It seems to be no surprise that a lot of garbage and stuff that does not belong there, is lying in the bottom of the sea. Especially the shores along busy streets and parks can be very polluted, says an article published on Wartsila.
How to clean up the shore when it’s nearly impossible to see anything in the dark waters?
Luckily there are skilled divers to help in these kinds of situations. At the end of August, Wärtsilä organised its annual Dive Against Debris event, this time in two cities: Vaasa and Helsinki.
Dive Against Debris is an event where volunteer divers clean up the seafloor from all sorts of garbage. The events were held in celebration of the Baltic Sea Day (25 August), created and run by the John Nurminen Foundation. The objective of the day is to encourage people to enjoy the unique Baltic Sea that belongs to us all, and to take concrete actions that preserve the sea.
A global initiative
The events were held in collaboration with Finnish Divers’ Federation and PADI AWARE, a global initiative that works with scuba divers across the globe to protect underwater environments.
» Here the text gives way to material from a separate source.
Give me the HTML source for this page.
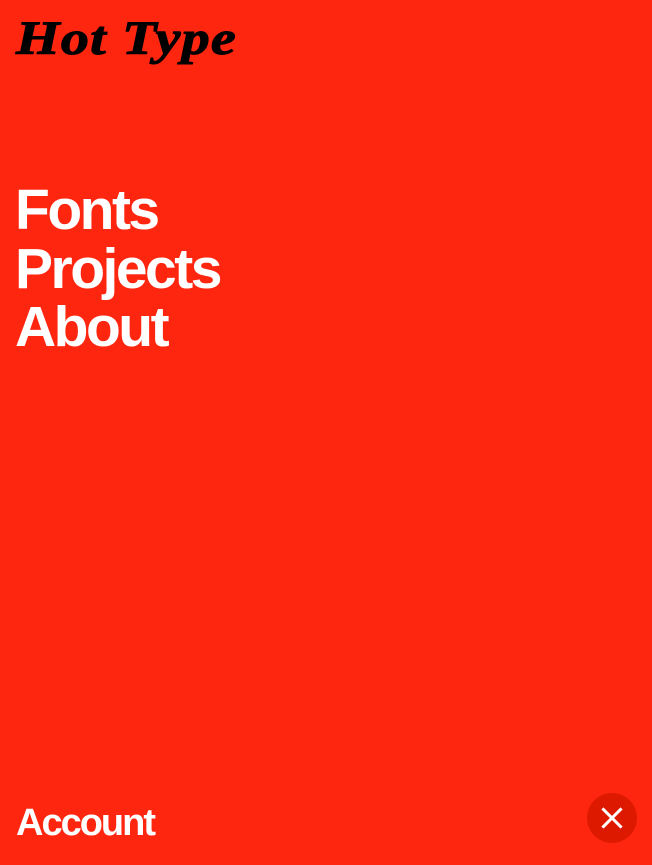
<!DOCTYPE html>
<html><head><style>
html,body{margin:0;padding:0;}
body{width:652px;height:865px;background:#ff2610;position:relative;overflow:hidden;font-family:"Liberation Sans",sans-serif;color:#fff;}
.logo{position:absolute;left:16px;top:15px;font-family:"Liberation Serif",serif;font-weight:bold;font-style:italic;font-size:48px;color:#000;letter-spacing:1px;-webkit-text-stroke:1px #000;transform:scaleX(1.17);transform-origin:left;line-height:1;}
.nav{position:absolute;left:15px;top:181px;font-weight:bold;font-size:57px;line-height:58.5px;letter-spacing:-2.5px;}
.acct{position:absolute;left:16px;top:800px;font-weight:bold;font-size:38px;letter-spacing:-2px;line-height:46px;}
.close{position:absolute;left:587px;top:793px;width:50px;height:50px;border-radius:50%;background:#dd1a00;}
</style></head><body>
<div class="logo">Hot Type</div>
<div class="nav">Fonts<br>Projects<br>About</div>
<div class="acct">Account</div>
<div class="close"><svg width="50" height="50" viewBox="0 0 50 50"><path d="M16.5 16.5L33.5 33.5M33.5 16.5L16.5 33.5" stroke="#fff" stroke-width="3" stroke-linecap="square"/></svg></div>
</body></html>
The events were made possible by Wärtsilä volunteers and divers as well as various local partners. Our partners in Vaasa were Keep the Archipelago Tidy Association, Vaasan meripelastusyhdistys, City of Vaasa, Vaasan VPK, Vaasa City Library and the local diving club Bothnia Gulf Divers 82 ry.
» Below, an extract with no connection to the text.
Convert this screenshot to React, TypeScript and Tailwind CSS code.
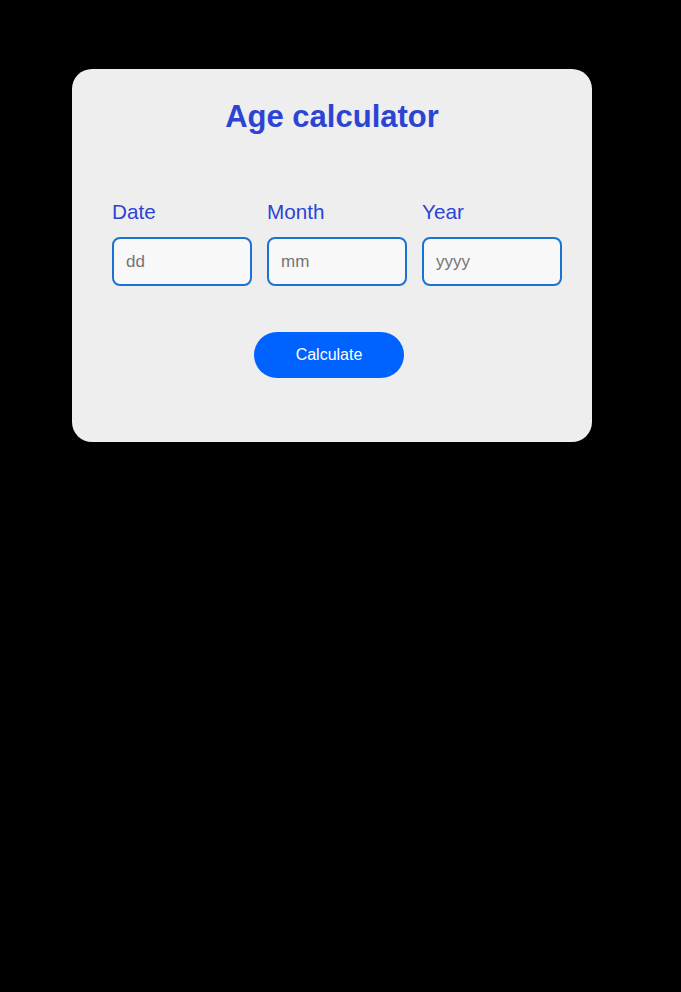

In Helsinki we partnered up with City of Helsinki, Kristiina Tikke Tuura, an environmental artist, and the local diving clubs such as H2O Ry, CNNd Ry and Nousu Ry.
Awareness of life under water
From Vaasa and Helsinki combined, the divers lifted approximately 800 kilograms of garbage. The filthy and muddy garbage, such as electric scooters, car and boat batteries, bikes, empty bottles and cans, sunglasses and even a barbecue dome and a piece of tram rail, gained the attention of passers-by. It was also possible for everyone to join the clean-up on land by picking up trash with garbage tongs. The most common trash on land seemed to be cigarette butts.
The volunteer divers were skilled with many dives under their belt but diving in such poor visibility is not the usual case and not the most pleasant experience. One of the Wärtsilä divers in Vaasa, Jussi Uusipaavalniemi, described how it’s like to dive under these circumstances.
“The aim of the event is to make people aware of the nature under the surface and remind that it’s not wise to use the sea as a rubbish bin. We did it by gathering trash in a local harbour area.
On this site water had zero visibility and all the work was done practically blinded. Nevertheless, the dives were safe and rather easy as depth was shallow, and another diver was guiding us by ropes from the shore. “
11th Clean-up event
It has been a great year for the Wärtsilä Dive Against Debris events, as the clean-up event was also held in Dubai for the first time in March 2022, as part of Wärtsilä’s participation in the World Expo. Overall, the Wärtsilä Dive Against Debris in Helsinki marked the company’s 11th clean-up diving event.
Thousands of kilos of garbage have been found during these years – even with these small steps we can make a concrete difference locally, not only by collecting trash but also by creating awareness by raising up the topic of protecting the sea and its surroundings.
“This year in Helsinki, we returned to dive in the same place where we had dived just two years ago. It’s amazing that we still found a substantial number of items down there. Bringing up those car batteries can have a huge impact locally to that specific environment”, tells Jussi Heikkola, Wärtsilä’s volunteer diver who for several years already has participated in the event in Helsinki.